Each record below is to be copied word for word, with pictures removed.

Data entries
◆ ◆ ◆ ◆
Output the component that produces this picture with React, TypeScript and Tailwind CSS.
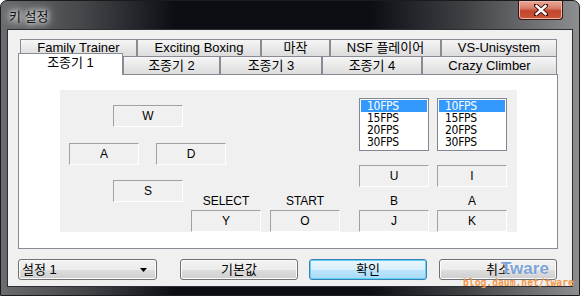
const ui = "[font-family:'Liberation_Sans','Noto_Sans_CJK_KR',sans-serif]";

const topTabs = [
  { label: "Family Trainer", width: "w-[117px]" },
  { label: "Exciting Boxing", width: "w-[124px]" },
  { label: "마작", width: "w-[69px]" },
  { label: "NSF 플레이어", width: "w-[111px]" },
  { label: "VS-Unisystem", width: "w-[116px]" },
];

const bottomTabs = [
  { label: "조종기 2", width: "w-[97px]" },
  { label: "조종기 3", width: "w-[102px]" },
  { label: "조종기 4", width: "w-[100px]" },
  { label: "Crazy Climber", width: "w-[135px]" },
];

const tabFace =
  "border border-b-0 border-[#898c95] bg-[linear-gradient(#f6f6f6,#e9e9e9_50%,#dcdcdc)] text-center text-[13px] text-black";

const buttonBase =
  "flex h-[21px] items-center rounded-[3px] border border-[#707070] bg-[linear-gradient(#f2f2f2_0%,#ebebeb_50%,#dddddd_51%,#cfcfcf_100%)] shadow-[inset_0_0_0_1px_#fcfcfc] text-[13px] text-black";

function KeyBox({ label, className = "" }: { label: string; className?: string }) {
  return (
    <div
      className={`flex h-[22px] w-[70px] shrink-0 items-center justify-center border border-t-[#a0a0a0] border-l-[#a0a0a0] border-r-white border-b-white bg-[#f0f0f0] text-[12px] text-black ${className}`}
    >
      {label}
    </div>
  );
}

function Labeled({ label, value }: { label: string; value: string }) {
  return (
    <div className="flex w-[70px] flex-col items-center">
      <div className="flex h-[18px] items-center text-[12px] text-black">{label}</div>
      <KeyBox label={value} />
    </div>
  );
}

function FpsList() {
  return (
    <div className="h-[53px] w-[70px] border border-[#828790] bg-white p-px">
      {["10FPS", "15FPS", "20FPS", "30FPS"].map((fps, i) => (
        <div
          key={fps}
          className={`h-[12px] pl-[6px] text-[12px] leading-[12px] tracking-[-0.3px] [font-family:'DejaVu_Sans_Condensed','DejaVu_Sans',sans-serif] [font-stretch:condensed] ${
            i === 0 ? "bg-[#3399ff] text-white" : "text-black"
          }`}
        >
          {fps}
        </div>
      ))}
    </div>
  );
}

function CloseGlyph() {
  return (
    <svg width="14" height="12" viewBox="0 0 14 12">
      <path d="M2 1.5 L12 10.5 M12 1.5 L2 10.5" stroke="#3a0c06" strokeWidth="4.2" strokeLinecap="square" />
      <path d="M2.5 2 L11.5 10 M11.5 2 L2.5 10" stroke="#ffffff" strokeWidth="2.4" strokeLinecap="square" />
    </svg>
  );
}

export default function App() {
  return (
    <main className={`h-[296px] w-[580px] overflow-hidden bg-white ${ui}`}>
      <div className="relative flex h-[296px] w-[580px] flex-col rounded-t-[7px] border border-[#1b1b1b] bg-[linear-gradient(90deg,#6a6c70_0%,#45474b_14%,#0b0e13_30%,#0b0e13_64%,#3e4044_80%,#8d8e90_100%)] px-[6px] pb-[8px]">
        {/* title bar */}
        <div className="flex h-[28px] shrink-0 items-start justify-between">
          <div className="mt-[6px] pl-[2px] text-[13px] text-[#141414] [text-shadow:0_0_5px_#ffffff,0_0_9px_#ffffff,0_0_12px_#e8e8e8]">
            키 설정
          </div>
          <div className="mr-[10px] flex h-[19px] w-[45px] items-center justify-center rounded-b-[4px] border border-t-0 border-[#3b1410] bg-[linear-gradient(#e9a898_0%,#d7806c_40%,#c4452c_55%,#c8573b_100%)] shadow-[inset_0_0_0_1px_#f0b8a8]">
            <CloseGlyph />
          </div>
        </div>

        {/* client area */}
        <div className="flex flex-1 flex-col border border-[#2c2f33] bg-[#f0f0f0] pl-[10px] pt-[9px]">
          <div className="ml-[2px] flex h-[17px]">
            {topTabs.map((t) => (
              <div key={t.label} className={`${t.width} ${tabFace} h-[17px] leading-[16px]`}>
                {t.label}
              </div>
            ))}
          </div>

          <div className="flex h-[18px] items-end">
            <div className="relative z-10 -mb-px h-[22px] w-[105px] border border-b-0 border-[#898c95] bg-white text-center text-[13px] leading-[17px] text-black">
              조종기 1
            </div>
            {bottomTabs.map((t) => (
              <div key={t.label} className={`${t.width} ${tabFace} h-[18px] leading-[18px]`}>
                {t.label}
              </div>
            ))}
          </div>

          <div className="h-[175px] w-[540px] shrink-0 border border-[#898c95] bg-white">
            <div className="ml-[41px] mt-[15px] flex h-[142px] w-[457px] overflow-hidden bg-[#f0f0f0]">
              {/* direction keys and select / start */}
              <div className="flex flex-col">
                <KeyBox label="W" className="ml-[53px] mt-[15px]" />
                <div className="ml-[9px] mt-[16px] flex gap-[17px]">
                  <KeyBox label="A" />
                  <KeyBox label="D" />
                </div>
                <div className="mt-[15px] flex items-start">
                  <KeyBox label="S" className="ml-[53px]" />
                  <div className="ml-[8px] mt-[12px] flex gap-[9px]">
                    <Labeled label="SELECT" value="Y" />
                    <Labeled label="START" value="O" />
                  </div>
                </div>
              </div>

              {/* turbo columns */}
              <div className="ml-[19px] flex gap-[8px]">
                {[
                  { turbo: "U", name: "B", key: "J" },
                  { turbo: "I", name: "A", key: "K" },
                ].map((c) => (
                  <div key={c.name} className="flex flex-col pt-[8px]">
                    <FpsList />
                    <KeyBox label={c.turbo} className="mt-[14px]" />
                    <div className="mt-[5px]">
                      <Labeled label={c.name} value={c.key} />
                    </div>
                  </div>
                ))}
              </div>
            </div>
          </div>

          <div className="mt-[10px] flex items-center">
            <div className={`${buttonBase} w-[139px] justify-between pl-[3px] pr-[9px]`}>
              <span>설정 1</span>
              <svg width="7" height="4" viewBox="0 0 7 4">
                <path d="M0 0 H7 L3.5 4 Z" fill="#000000" />
              </svg>
            </div>
            <div className={`${buttonBase} ml-[23px] w-[118px] justify-center`}>기본값</div>
            <div className="ml-[11px] flex h-[21px] w-[118px] items-center justify-center rounded-[3px] border border-[#3c7fb1] bg-[linear-gradient(#eaf6fd_0%,#d9f0fc_50%,#bee6fd_51%,#a7d9f5_100%)] text-[13px] text-black shadow-[inset_0_0_0_1px_#5ed3f8]">
              확인
            </div>
            <div className={`${buttonBase} ml-[12px] w-[118px] justify-center`}>취소</div>
          </div>
        </div>

        {/* watermark */}
        <div className="pointer-events-none absolute left-[500px] top-[255px] text-[17px] font-bold text-[#6c97d2]/90 [text-shadow:0_0_2px_#ffffff]">
          Tware
        </div>
        <div className="pointer-events-none absolute left-[462px] top-[276px] text-[9.7px] font-bold leading-[11px] text-[#f39a4c] [font-family:'DejaVu_Sans_Mono',monospace]">
          blog.daum.net/tware
        </div>
      </div>
    </main>
  );
}
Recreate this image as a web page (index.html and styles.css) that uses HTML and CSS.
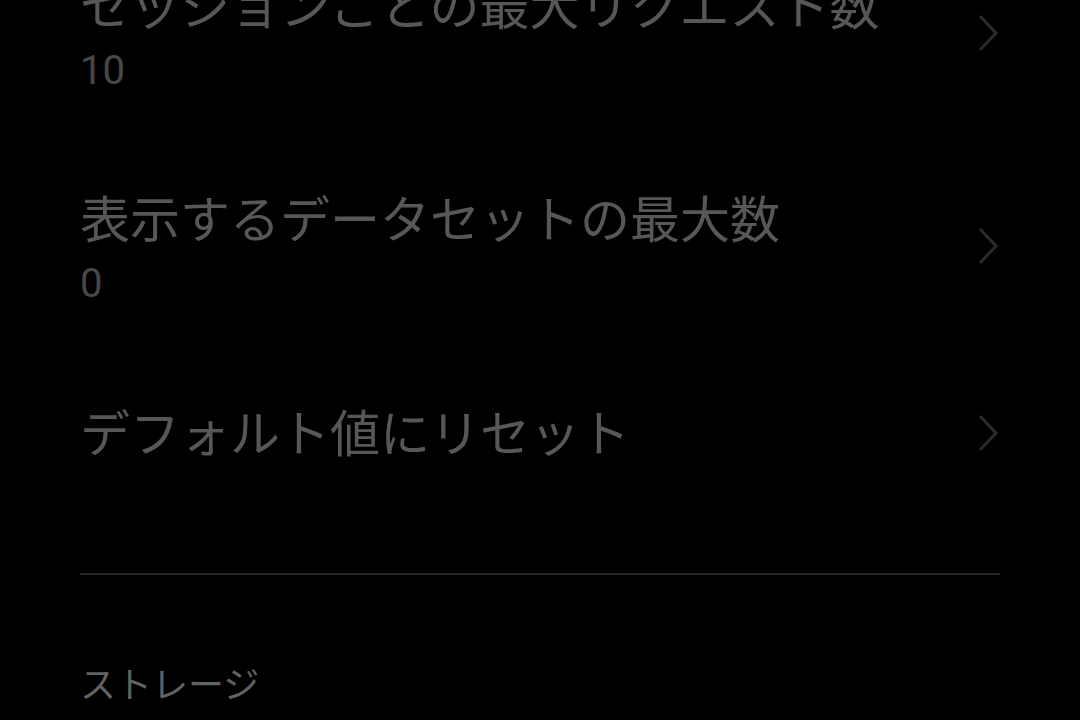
◆ ◆ ◆ ◆
## Exercise solution
Output the component that produces this picture with React, TypeScript and Tailwind CSS.
const ui = "[font-family:'Liberation_Sans','Noto_Sans_CJK_KR',sans-serif]";

const topTabs = [
  { label: "Family Trainer", width: "w-[117px]" },
  { label: "Exciting Boxing", width: "w-[124px]" },
  { label: "마작", width: "w-[69px]" },
  { label: "NSF 플레이어", width: "w-[111px]" },
  { label: "VS-Unisystem", width: "w-[116px]" },
];

const bottomTabs = [
  { label: "조종기 2", width: "w-[97px]" },
  { label: "조종기 3", width: "w-[102px]" },
  { label: "조종기 4", width: "w-[100px]" },
  { label: "Crazy Climber", width: "w-[135px]" },
];

const tabFace =
  "border border-b-0 border-[#898c95] bg-[linear-gradient(#f6f6f6,#e9e9e9_50%,#dcdcdc)] text-center text-[13px] text-black";

const buttonBase =
  "flex h-[21px] items-center rounded-[3px] border border-[#707070] bg-[linear-gradient(#f2f2f2_0%,#ebebeb_50%,#dddddd_51%,#cfcfcf_100%)] shadow-[inset_0_0_0_1px_#fcfcfc] text-[13px] text-black";

function KeyBox({ label, className = "" }: { label: string; className?: string }) {
  return (
    <div
      className={`flex h-[22px] w-[70px] shrink-0 items-center justify-center border border-t-[#a0a0a0] border-l-[#a0a0a0] border-r-white border-b-white bg-[#f0f0f0] text-[12px] text-black ${className}`}
    >
      {label}
    </div>
  );
}

function Labeled({ label, value }: { label: string; value: string }) {
  return (
    <div className="flex w-[70px] flex-col items-center">
      <div className="flex h-[18px] items-center text-[12px] text-black">{label}</div>
      <KeyBox label={value} />
    </div>
  );
}

function FpsList() {
  return (
    <div className="h-[53px] w-[70px] border border-[#828790] bg-white p-px">
      {["10FPS", "15FPS", "20FPS", "30FPS"].map((fps, i) => (
        <div
          key={fps}
          className={`h-[12px] pl-[6px] text-[12px] leading-[12px] tracking-[-0.3px] [font-family:'DejaVu_Sans_Condensed','DejaVu_Sans',sans-serif] [font-stretch:condensed] ${
            i === 0 ? "bg-[#3399ff] text-white" : "text-black"
          }`}
        >
          {fps}
        </div>
      ))}
    </div>
  );
}

function CloseGlyph() {
  return (
    <svg width="14" height="12" viewBox="0 0 14 12">
      <path d="M2 1.5 L12 10.5 M12 1.5 L2 10.5" stroke="#3a0c06" strokeWidth="4.2" strokeLinecap="square" />
      <path d="M2.5 2 L11.5 10 M11.5 2 L2.5 10" stroke="#ffffff" strokeWidth="2.4" strokeLinecap="square" />
    </svg>
  );
}

export default function App() {
  return (
    <main className={`h-[296px] w-[580px] overflow-hidden bg-white ${ui}`}>
      <div className="relative flex h-[296px] w-[580px] flex-col rounded-t-[7px] border border-[#1b1b1b] bg-[linear-gradient(90deg,#6a6c70_0%,#45474b_14%,#0b0e13_30%,#0b0e13_64%,#3e4044_80%,#8d8e90_100%)] px-[6px] pb-[8px]">
        {/* title bar */}
        <div className="flex h-[28px] shrink-0 items-start justify-between">
          <div className="mt-[6px] pl-[2px] text-[13px] text-[#141414] [text-shadow:0_0_5px_#ffffff,0_0_9px_#ffffff,0_0_12px_#e8e8e8]">
            키 설정
          </div>
          <div className="mr-[10px] flex h-[19px] w-[45px] items-center justify-center rounded-b-[4px] border border-t-0 border-[#3b1410] bg-[linear-gradient(#e9a898_0%,#d7806c_40%,#c4452c_55%,#c8573b_100%)] shadow-[inset_0_0_0_1px_#f0b8a8]">
            <CloseGlyph />
          </div>
        </div>

        {/* client area */}
        <div className="flex flex-1 flex-col border border-[#2c2f33] bg-[#f0f0f0] pl-[10px] pt-[9px]">
          <div className="ml-[2px] flex h-[17px]">
            {topTabs.map((t) => (
              <div key={t.label} className={`${t.width} ${tabFace} h-[17px] leading-[16px]`}>
                {t.label}
              </div>
            ))}
          </div>

          <div className="flex h-[18px] items-end">
            <div className="relative z-10 -mb-px h-[22px] w-[105px] border border-b-0 border-[#898c95] bg-white text-center text-[13px] leading-[17px] text-black">
              조종기 1
            </div>
            {bottomTabs.map((t) => (
              <div key={t.label} className={`${t.width} ${tabFace} h-[18px] leading-[18px]`}>
                {t.label}
              </div>
            ))}
          </div>

          <div className="h-[175px] w-[540px] shrink-0 border border-[#898c95] bg-white">
            <div className="ml-[41px] mt-[15px] flex h-[142px] w-[457px] overflow-hidden bg-[#f0f0f0]">
              {/* direction keys and select / start */}
              <div className="flex flex-col">
                <KeyBox label="W" className="ml-[53px] mt-[15px]" />
                <div className="ml-[9px] mt-[16px] flex gap-[17px]">
                  <KeyBox label="A" />
                  <KeyBox label="D" />
                </div>
                <div className="mt-[15px] flex items-start">
                  <KeyBox label="S" className="ml-[53px]" />
                  <div className="ml-[8px] mt-[12px] flex gap-[9px]">
                    <Labeled label="SELECT" value="Y" />
                    <Labeled label="START" value="O" />
                  </div>
                </div>
              </div>

              {/* turbo columns */}
              <div className="ml-[19px] flex gap-[8px]">
                {[
                  { turbo: "U", name: "B", key: "J" },
                  { turbo: "I", name: "A", key: "K" },
                ].map((c) => (
                  <div key={c.name} className="flex flex-col pt-[8px]">
                    <FpsList />
                    <KeyBox label={c.turbo} className="mt-[14px]" />
                    <div className="mt-[5px]">
                      <Labeled label={c.name} value={c.key} />
                    </div>
                  </div>
                ))}
              </div>
            </div>
          </div>

          <div className="mt-[10px] flex items-center">
            <div className={`${buttonBase} w-[139px] justify-between pl-[3px] pr-[9px]`}>
              <span>설정 1</span>
              <svg width="7" height="4" viewBox="0 0 7 4">
                <path d="M0 0 H7 L3.5 4 Z" fill="#000000" />
              </svg>
            </div>
            <div className={`${buttonBase} ml-[23px] w-[118px] justify-center`}>기본값</div>
            <div className="ml-[11px] flex h-[21px] w-[118px] items-center justify-center rounded-[3px] border border-[#3c7fb1] bg-[linear-gradient(#eaf6fd_0%,#d9f0fc_50%,#bee6fd_51%,#a7d9f5_100%)] text-[13px] text-black shadow-[inset_0_0_0_1px_#5ed3f8]">
              확인
            </div>
            <div className={`${buttonBase} ml-[12px] w-[118px] justify-center`}>취소</div>
          </div>
        </div>

        {/* watermark */}
        <div className="pointer-events-none absolute left-[500px] top-[255px] text-[17px] font-bold text-[#6c97d2]/90 [text-shadow:0_0_2px_#ffffff]">
          Tware
        </div>
        <div className="pointer-events-none absolute left-[462px] top-[276px] text-[9.7px] font-bold leading-[11px] text-[#f39a4c] [font-family:'DejaVu_Sans_Mono',monospace]">
          blog.daum.net/tware
        </div>
      </div>
    </main>
  );
}
Recreate this image as a web page (index.html and styles.css) that uses HTML and CSS.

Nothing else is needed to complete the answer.